Shepherd: So you decided not to offer any, knowing they didn’t have a chance.

Pasch: We said obviously the majority party isn’t going to listen to us. We aren’t going to be able to influence them here. Maybe we can influence them by going in to their districts and their communities. Let’s let one person deliver the message of why this was so awful. We elected Peter Barca, our leader, to do that. I thought he gave a very compelling argument about what he thought was bad about the budget. We voted on it. We had a press conference.

And we went around the state. We went to Chippewa Valley, Fox Valley, Door County, the Wausau area, Wisconsin Rapids, southwest Wisconsin, where many of my Republican colleagues had said that they would not support the voucher expansion.
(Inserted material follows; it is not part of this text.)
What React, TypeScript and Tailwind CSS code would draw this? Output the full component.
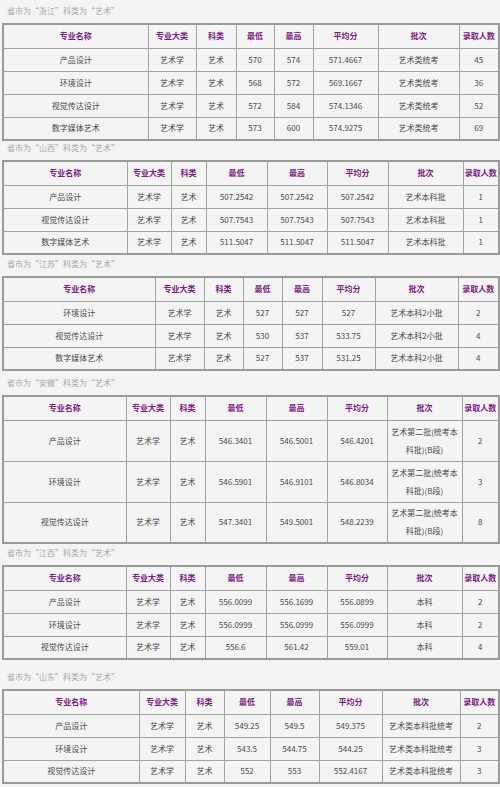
import React from "react";

type Row = string[];
type Section = {
  prov: string;
  cols: string[];
  rows: Row[];
  captionCls: string;
  tall?: boolean;
};

const headers = ["专业名称", "专业大类", "科类", "最低", "最高", "平均分", "批次", "录取人数"];

const sections: Section[] = [
  {
    prov: "浙江",
    captionCls: "h-[23px]",
    cols: ["w-[145px]", "w-[48px]", "w-[40px]", "w-[38px]", "w-[39px]", "w-[65px]", "w-[81px]", "w-[40px]"],
    rows: [
      ["产品设计", "艺术学", "艺术", "570", "574", "571.4667", "艺术类统考", "45"],
      ["环境设计", "艺术学", "艺术", "568", "572", "569.1667", "艺术类统考", "36"],
      ["视觉传达设计", "艺术学", "艺术", "572", "584", "574.1346", "艺术类统考", "52"],
      ["数字媒体艺术", "艺术学", "艺术", "573", "600", "574.9275", "艺术类统考", "69"],
    ],
  },
  {
    prov: "山西",
    captionCls: "h-[19px]",
    cols: ["w-[124px]", "w-[44px]", "w-[35px]", "w-[61px]", "w-[60px]", "w-[61px]", "w-[75px]", "w-[36px]"],
    rows: [
      ["产品设计", "艺术学", "艺术", "507.2542", "507.2542", "507.2542", "艺术本科批", "1"],
      ["视觉传达设计", "艺术学", "艺术", "507.7543", "507.7543", "507.7543", "艺术本科批", "1"],
      ["数字媒体艺术", "艺术学", "艺术", "511.5047", "511.5047", "511.5047", "艺术本科批", "1"],
    ],
  },
  {
    prov: "江苏",
    captionCls: "h-[21px]",
    cols: ["w-[152px]", "w-[49px]", "w-[39px]", "w-[39px]", "w-[40px]", "w-[53px]", "w-[83px]", "w-[41px]"],
    rows: [
      ["环境设计", "艺术学", "艺术", "527", "527", "527", "艺术本科2小批", "2"],
      ["视觉传达设计", "艺术学", "艺术", "530", "537", "533.75", "艺术本科2小批", "4"],
      ["数字媒体艺术", "艺术学", "艺术", "527", "537", "531.25", "艺术本科2小批", "4"],
    ],
  },
  {
    prov: "安徽",
    captionCls: "h-[24px]",
    tall: true,
    cols: ["w-[123px]", "w-[44px]", "w-[35px]", "w-[61px]", "w-[61px]", "w-[60px]", "w-[75px]", "w-[37px]"],
    rows: [
      ["产品设计", "艺术学", "艺术", "546.3401", "546.5001", "546.4201", "B", "2"],
      ["环境设计", "艺术学", "艺术", "546.5901", "546.9101", "546.8034", "B", "3"],
      ["视觉传达设计", "艺术学", "艺术", "547.3401", "549.5001", "548.2239", "B", "8"],
    ],
  },
  {
    prov: "江西",
    captionCls: "h-[21px]",
    cols: ["w-[123px]", "w-[44px]", "w-[35px]", "w-[61px]", "w-[61px]", "w-[60px]", "w-[75px]", "w-[37px]"],
    rows: [
      ["产品设计", "艺术学", "艺术", "556.0099", "556.1699", "556.0899", "本科", "2"],
      ["环境设计", "艺术学", "艺术", "556.0999", "556.0999", "556.0999", "本科", "2"],
      ["视觉传达设计", "艺术学", "艺术", "556.6", "561.42", "559.01", "本科", "4"],
    ],
  },
  {
    prov: "山东",
    captionCls: "h-[29px]",
    cols: ["w-[136px]", "w-[46px]", "w-[39px]", "w-[46px]", "w-[49px]", "w-[63px]", "w-[78px]", "w-[39px]"],
    rows: [
      ["产品设计", "艺术学", "艺术", "549.25", "549.5", "549.375", "艺术类本科批统考", "2"],
      ["环境设计", "艺术学", "艺术", "543.5", "544.75", "544.25", "艺术类本科批统考", "3"],
      ["视觉传达设计", "艺术学", "艺术", "552", "553", "552.4167", "艺术类本科批统考", "3"],
    ],
  },
];

function Cell({ children, tall }: { children: React.ReactNode; tall?: boolean }) {
  return (
    <td
      className={
        "border border-[#a3a3a3] text-center align-middle px-0 py-0 text-[#4a4a4a] " +
        (tall ? "h-[41px]" : "h-[23px] whitespace-nowrap")
      }
    >
      {children}
    </td>
  );
}

function Table({ s }: { s: Section }) {
  return (
    <table className="w-[496px] ml-[2px] table-fixed border-collapse border-2 border-[#9a9a9a] text-[8px] leading-[18px]">
      <colgroup>
        {s.cols.map((w, i) => (
          <col key={i} className={w} />
        ))}
      </colgroup>
      <tbody>
        <tr>
          {headers.map((h) => (
            <td
              key={h}
              className="border border-[#a3a3a3] text-center align-middle px-0 py-0 h-[24px] whitespace-nowrap font-bold text-[#7b2082]"
            >
              {h}
            </td>
          ))}
        </tr>
        {s.rows.map((r, i) => (
          <tr key={i}>
            {r.map((c, j) => (
              <Cell key={j} tall={s.tall}>
                {c === "B" ? (
                  <>
                    艺术第二批(统考本
                    <br />
                    科批)(B段)
                  </>
                ) : (
                  c
                )}
              </Cell>
            ))}
          </tr>
        ))}
      </tbody>
    </table>
  );
}

export default function App() {
  return (
    <div className="w-[500px] h-[787px] overflow-hidden bg-[#f4f4f4] font-['Noto_Sans_CJK_SC','Open_Sans',sans-serif]">
      {sections.map((s) => (
        <div key={s.prov}>
          <div
            className={
              "flex items-end pl-[7px] pb-[6px] text-[8px] leading-[12px] text-[#a8a8a8] " + s.captionCls
            }
          >
            省市为“{s.prov}”科类为“艺术”
          </div>
          <Table s={s} />
        </div>
      ))}
    </div>
  );
}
And they all voted for that budget.

We felt we were better able to get our message to the people and influence them that way. Maybe we will and maybe, now that they’ve been so shamed in their communities by what they did, they will write a letter to the governor asking him to veto some of this.

Some of those people took really bad votes. They lied to their constituents. They told their constituents they would not support the voucher expansion and they supported the voucher expansion. Their constituents should be very disappointed. They should fire them for misrepresenting them. We’re hoping that those constituents do that.

Shepherd: These policies that the Republicans are pushing—where are they coming from? We know that many of them are not being developed in Wisconsin.

Pasch: Some of them look very ALEC-like [the free market group American Legislative Exchange Council]. I’ve spoken to my colleagues and to a person nobody has said their constituents want bail bondsmen. No one has said they want to make things easier for payday lenders. People aren’t saying they want the voucher expansion. That is a special interest group that wants them.

People say they want access to health care, but we didn’t take the BadgerCare expansion. Instead we are taxing the people of Wisconsin more and covering fewer people. People said they wanted more money in public education. We’re not doing that.